> Written problem
Write out each line word for word. Drop pictures.

::::::

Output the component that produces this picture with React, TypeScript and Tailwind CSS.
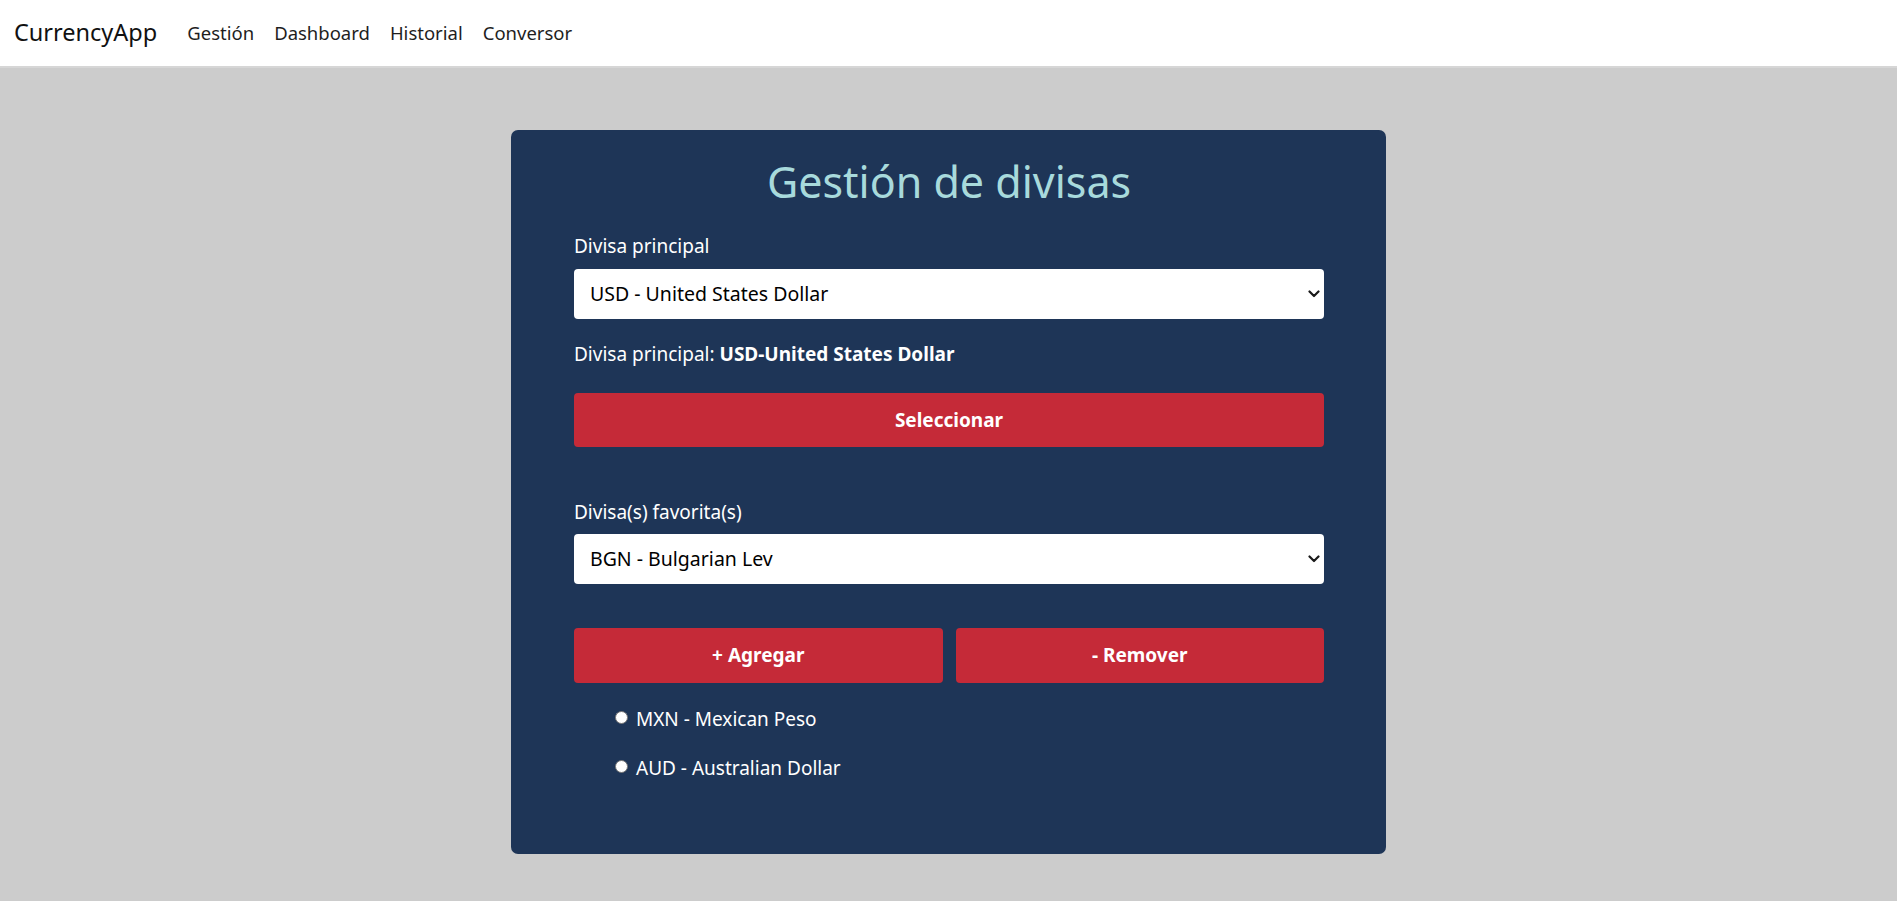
import React from "react";

function Chevron() {
  return (
    <svg
      className="pointer-events-none absolute right-[4px] top-1/2 -translate-y-1/2"
      width="12"
      height="8"
      viewBox="0 0 12 8"
      fill="none"
    >
      <path d="M1.5 1.5 L6 6 L10.5 1.5" stroke="#1a1a1a" strokeWidth="2.2" strokeLinecap="round" strokeLinejoin="round" />
    </svg>
  );
}

function SelectBox({ value, className }: { value: string; className: string }) {
  return (
    <div className={"relative " + className}>
      <select
        defaultValue={value}
        className="block h-[50px] w-full appearance-none rounded-[4px] bg-white pl-[16px] pr-[30px] text-[19.5px] text-black outline-none"
      >
        <option>{value}</option>
      </select>
      <Chevron />
    </div>
  );
}

function Radio({ label }: { label: string }) {
  return (
    <label className="flex items-center text-[19px] leading-[30px] text-white">
      <span className="-mt-[4px] mr-[8px] inline-block h-[13px] w-[13px] rounded-full border border-[#767676] bg-white" />
      {label}
    </label>
  );
}

export default function App() {
  return (
    <div className="min-h-screen bg-[#cccccc] font-['Noto_Sans',sans-serif]">
      <nav className="flex h-[68px] items-center border-b-2 border-[#d6d6d6] bg-white pl-[14px]">
        <span className="text-[23.5px] leading-none text-[#111]">CurrencyApp</span>
        <div className="ml-[20px] flex text-[18.5px] leading-none text-[#1e1e1e]">
          <a className="px-[10px]">Gestión</a>
          <a className="px-[10px]">Dashboard</a>
          <a className="px-[10px]">Historial</a>
          <a className="px-[10px]">Conversor</a>
        </div>
      </nav>
      <main className="pt-[62px]">
        <div className="mx-auto w-[875px] rounded-[7px] bg-[#1e3557] pb-[71px] pl-[63px] pr-[62px] pt-[25px]">
          <h1 className="text-center text-[43px] leading-[54px] text-[#a8dadc]">Gestión de divisas</h1>
          <label className="mt-[22px] block text-[19px] leading-[30px] text-white">Divisa principal</label>
          <SelectBox className="mt-[8px]" value="USD - United States Dollar" />
          <p className="mt-[20px] text-[19px] leading-[30px] text-white">
            Divisa principal: <strong className="font-bold">USD-United States Dollar</strong>
          </p>
          <button className="mt-[24px] block h-[54px] w-full rounded-[4px] bg-[#c52a38] text-[19px] font-bold text-white">
            Seleccionar
          </button>
          <label className="mt-[50px] block text-[19px] leading-[30px] text-white">Divisa(s) favorita(s)</label>
          <SelectBox className="mt-[7px]" value="BGN - Bulgarian Lev" />
          <div className="mt-[44px] grid grid-cols-2 gap-[13px]">
            <button className="h-[55px] rounded-[4px] bg-[#c52a38] text-[19px] font-bold text-white">+ Agregar</button>
            <button className="h-[55px] rounded-[4px] bg-[#c52a38] text-[19px] font-bold text-white">- Remover</button>
          </div>
          <div className="mt-[21px] flex flex-col gap-[19px] pl-[41px]">
            <Radio label="MXN - Mexican Peso" />
            <Radio label="AUD - Australian Dollar" />
          </div>
        </div>
      </main>
    </div>
  );
}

::::::

> Result of the exercise
Output the component that produces this picture with React, TypeScript and Tailwind CSS.
import React from "react";

function Chevron() {
  return (
    <svg
      className="pointer-events-none absolute right-[4px] top-1/2 -translate-y-1/2"
      width="12"
      height="8"
      viewBox="0 0 12 8"
      fill="none"
    >
      <path d="M1.5 1.5 L6 6 L10.5 1.5" stroke="#1a1a1a" strokeWidth="2.2" strokeLinecap="round" strokeLinejoin="round" />
    </svg>
  );
}

function SelectBox({ value, className }: { value: string; className: string }) {
  return (
    <div className={"relative " + className}>
      <select
        defaultValue={value}
        className="block h-[50px] w-full appearance-none rounded-[4px] bg-white pl-[16px] pr-[30px] text-[19.5px] text-black outline-none"
      >
        <option>{value}</option>
      </select>
      <Chevron />
    </div>
  );
}

function Radio({ label }: { label: string }) {
  return (
    <label className="flex items-center text-[19px] leading-[30px] text-white">
      <span className="-mt-[4px] mr-[8px] inline-block h-[13px] w-[13px] rounded-full border border-[#767676] bg-white" />
      {label}
    </label>
  );
}

export default function App() {
  return (
    <div className="min-h-screen bg-[#cccccc] font-['Noto_Sans',sans-serif]">
      <nav className="flex h-[68px] items-center border-b-2 border-[#d6d6d6] bg-white pl-[14px]">
        <span className="text-[23.5px] leading-none text-[#111]">CurrencyApp</span>
        <div className="ml-[20px] flex text-[18.5px] leading-none text-[#1e1e1e]">
          <a className="px-[10px]">Gestión</a>
          <a className="px-[10px]">Dashboard</a>
          <a className="px-[10px]">Historial</a>
          <a className="px-[10px]">Conversor</a>
        </div>
      </nav>
      <main className="pt-[62px]">
        <div className="mx-auto w-[875px] rounded-[7px] bg-[#1e3557] pb-[71px] pl-[63px] pr-[62px] pt-[25px]">
          <h1 className="text-center text-[43px] leading-[54px] text-[#a8dadc]">Gestión de divisas</h1>
          <label className="mt-[22px] block text-[19px] leading-[30px] text-white">Divisa principal</label>
          <SelectBox className="mt-[8px]" value="USD - United States Dollar" />
          <p className="mt-[20px] text-[19px] leading-[30px] text-white">
            Divisa principal: <strong className="font-bold">USD-United States Dollar</strong>
          </p>
          <button className="mt-[24px] block h-[54px] w-full rounded-[4px] bg-[#c52a38] text-[19px] font-bold text-white">
            Seleccionar
          </button>
          <label className="mt-[50px] block text-[19px] leading-[30px] text-white">Divisa(s) favorita(s)</label>
          <SelectBox className="mt-[7px]" value="BGN - Bulgarian Lev" />
          <div className="mt-[44px] grid grid-cols-2 gap-[13px]">
            <button className="h-[55px] rounded-[4px] bg-[#c52a38] text-[19px] font-bold text-white">+ Agregar</button>
            <button className="h-[55px] rounded-[4px] bg-[#c52a38] text-[19px] font-bold text-white">- Remover</button>
          </div>
          <div className="mt-[21px] flex flex-col gap-[19px] pl-[41px]">
            <Radio label="MXN - Mexican Peso" />
            <Radio label="AUD - Australian Dollar" />
          </div>
        </div>
      </main>
    </div>
  );
}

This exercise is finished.